Analog Audio and Video Tape

In the era preceding the development of digital audio and video the predominant medium for storage of audio and video data was the analog tape. This media was manufactured by depositing a layer of magnetic material onto a plastic film substrate. Recordings were made by altering the magnetic orientation of particles in the magnetic layer. The plastic substrates used tend to be reasonably stable, with lifetimes contingent on storage and environmental conditions. The magnetic layer is potentially subject to alteration by environmental magnetic fields, and may also be subject to failure of the coating over time. Aside from degradation due to such failures, additional risk exists due to the potential non-availability of equipment needed to read or play the material.

Digital Media

It would be impossible to articulate a comprehensive list of digital media simply due to the fact the field is constantly changing. In the transition from magnetic tape to disk based media we saw the implementation of digital tape followed by disks using the same coating technologies. This was followed by the hard disk and quickly thereafter with CD ROM and DVD media. Along the way we have seen pass by a few great ideas that didn’t quite catch on like the laser disk. There are also memory chip based media such as the USB stick, compact flash card, and the like.
We must also recognize that the Internet constitutes a storage medium as well. It has become a vast repository of photographs, social media interactions, discussion groups, and data storage solutions.

Each of these media types has an inherent expected lifetime. Recovery of data from failed digital media is possible, but tends to be very costly. The primary mitigation against risk of loss of digital media is the backup. A backup is a digital copy. Ideally, important data has at least two backup copies and one of those copies is stored where it is unlikely to be destroyed coincident with the destruction of the original.
Backups present two types of risk to digital data. The first is loss of the backup due to failure of the media. The second is what might be termed migration failure. Migration failure occurs when data is left on media that is either failing or subject to technological obsolescence due to cost or other factors preventing migration to new media. Thus, a backup exists, but accessing the data is difficult or impossible.

Survivability

Survivability refers to the degree to which an archived item remains intact, or in the case of an item that requires an intermediary interface, is readable or otherwise accessible. A book may deteriorate rapidly due to acid in low quality paper used in its publication.

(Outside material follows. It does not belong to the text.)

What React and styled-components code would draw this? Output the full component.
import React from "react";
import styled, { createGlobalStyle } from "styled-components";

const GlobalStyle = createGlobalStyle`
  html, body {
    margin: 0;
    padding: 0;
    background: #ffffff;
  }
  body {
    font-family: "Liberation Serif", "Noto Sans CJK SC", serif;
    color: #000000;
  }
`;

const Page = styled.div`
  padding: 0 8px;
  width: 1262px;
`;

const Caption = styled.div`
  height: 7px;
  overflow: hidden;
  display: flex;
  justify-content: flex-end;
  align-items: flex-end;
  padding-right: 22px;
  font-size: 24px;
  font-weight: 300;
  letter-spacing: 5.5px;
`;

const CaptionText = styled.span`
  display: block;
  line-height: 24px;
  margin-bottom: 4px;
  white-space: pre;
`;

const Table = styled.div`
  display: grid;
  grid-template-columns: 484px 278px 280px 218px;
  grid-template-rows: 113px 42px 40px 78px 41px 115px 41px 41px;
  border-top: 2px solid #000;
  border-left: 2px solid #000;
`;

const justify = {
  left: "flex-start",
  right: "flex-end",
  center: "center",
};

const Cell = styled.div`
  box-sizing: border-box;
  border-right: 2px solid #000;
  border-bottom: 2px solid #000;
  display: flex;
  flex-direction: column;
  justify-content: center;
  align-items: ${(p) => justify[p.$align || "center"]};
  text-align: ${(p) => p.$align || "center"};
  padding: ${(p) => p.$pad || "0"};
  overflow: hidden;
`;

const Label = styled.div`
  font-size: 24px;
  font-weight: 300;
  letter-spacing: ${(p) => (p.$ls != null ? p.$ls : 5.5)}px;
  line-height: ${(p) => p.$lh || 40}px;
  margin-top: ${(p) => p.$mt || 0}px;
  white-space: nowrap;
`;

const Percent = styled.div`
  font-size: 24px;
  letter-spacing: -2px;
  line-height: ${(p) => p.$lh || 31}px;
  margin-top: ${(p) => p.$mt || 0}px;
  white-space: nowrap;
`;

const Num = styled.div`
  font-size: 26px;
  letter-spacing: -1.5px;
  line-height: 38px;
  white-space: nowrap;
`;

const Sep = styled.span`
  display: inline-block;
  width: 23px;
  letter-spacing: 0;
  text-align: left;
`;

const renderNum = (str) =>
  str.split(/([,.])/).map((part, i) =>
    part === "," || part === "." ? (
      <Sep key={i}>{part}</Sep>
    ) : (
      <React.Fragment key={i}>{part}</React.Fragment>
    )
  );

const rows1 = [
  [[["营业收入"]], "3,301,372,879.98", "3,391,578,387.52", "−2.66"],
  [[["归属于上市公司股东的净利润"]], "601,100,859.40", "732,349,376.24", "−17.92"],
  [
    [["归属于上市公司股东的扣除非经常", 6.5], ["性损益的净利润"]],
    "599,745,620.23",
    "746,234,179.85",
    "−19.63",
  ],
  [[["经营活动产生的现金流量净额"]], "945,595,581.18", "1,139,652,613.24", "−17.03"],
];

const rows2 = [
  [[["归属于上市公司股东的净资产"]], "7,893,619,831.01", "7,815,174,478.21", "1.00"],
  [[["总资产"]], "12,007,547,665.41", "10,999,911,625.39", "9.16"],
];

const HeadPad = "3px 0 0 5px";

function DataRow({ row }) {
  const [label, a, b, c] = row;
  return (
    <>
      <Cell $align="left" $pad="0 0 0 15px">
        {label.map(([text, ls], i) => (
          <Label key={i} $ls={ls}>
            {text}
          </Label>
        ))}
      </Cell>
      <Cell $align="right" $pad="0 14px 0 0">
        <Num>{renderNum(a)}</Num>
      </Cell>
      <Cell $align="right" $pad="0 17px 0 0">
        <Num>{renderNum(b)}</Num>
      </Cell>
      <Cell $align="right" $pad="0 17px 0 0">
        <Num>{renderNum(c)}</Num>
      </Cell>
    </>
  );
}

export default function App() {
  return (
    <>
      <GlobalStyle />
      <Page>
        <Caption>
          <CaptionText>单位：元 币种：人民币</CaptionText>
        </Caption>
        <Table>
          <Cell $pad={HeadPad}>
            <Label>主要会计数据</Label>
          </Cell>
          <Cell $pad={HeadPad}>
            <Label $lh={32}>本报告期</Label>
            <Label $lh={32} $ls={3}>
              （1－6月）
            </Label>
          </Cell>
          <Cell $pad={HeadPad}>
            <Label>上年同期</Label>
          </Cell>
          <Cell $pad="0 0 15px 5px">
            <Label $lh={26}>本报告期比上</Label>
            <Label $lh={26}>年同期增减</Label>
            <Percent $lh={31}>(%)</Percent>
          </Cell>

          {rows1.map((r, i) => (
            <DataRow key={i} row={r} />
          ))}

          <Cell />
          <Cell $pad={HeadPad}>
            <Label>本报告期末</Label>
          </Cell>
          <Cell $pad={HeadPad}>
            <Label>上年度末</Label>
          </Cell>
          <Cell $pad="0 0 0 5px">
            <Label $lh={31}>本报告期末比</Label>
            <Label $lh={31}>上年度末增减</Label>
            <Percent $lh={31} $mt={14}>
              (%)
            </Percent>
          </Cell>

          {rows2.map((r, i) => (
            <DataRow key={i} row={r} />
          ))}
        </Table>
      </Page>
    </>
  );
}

An audio tape may suffer loss of the magnetic coating, making it unreadable or only partially readable. In order for a material to survive we must account for the entire range of environmental conditions to which the material may be subjected as well as conditions relating to the makeup, chemistry, structure, or other characteristics which may contribute to its deterioration. For example, the failure to properly wash a black and white photograph during processing may result in deterioration of the image due to the presence of residual fixer. It is possible to test for this but the test may result in a stain on the print. Furthermore, it is a common practice to write on the back of photographs and preservation of this writing may limit preservation efforts. A solution might be scanning and output to a more stable medium.

Readability

Readability refers both to the quality of what is preserved in terms of the accessibility of information as well as the capability to access the information when in a non-directly accessible form. A directly accessible form is one in which no intermediary device or interface is required to view or access, such as a photograph or a book. An example of a non-directly accessible form is a text file on a computer floppy disk. Reading a floppy disk would require access to a disk drive of the correct type for the disk, which in turn would require a computer with an interface compatible with the disk drive. Lack of any component in this chain renders the data inaccessible.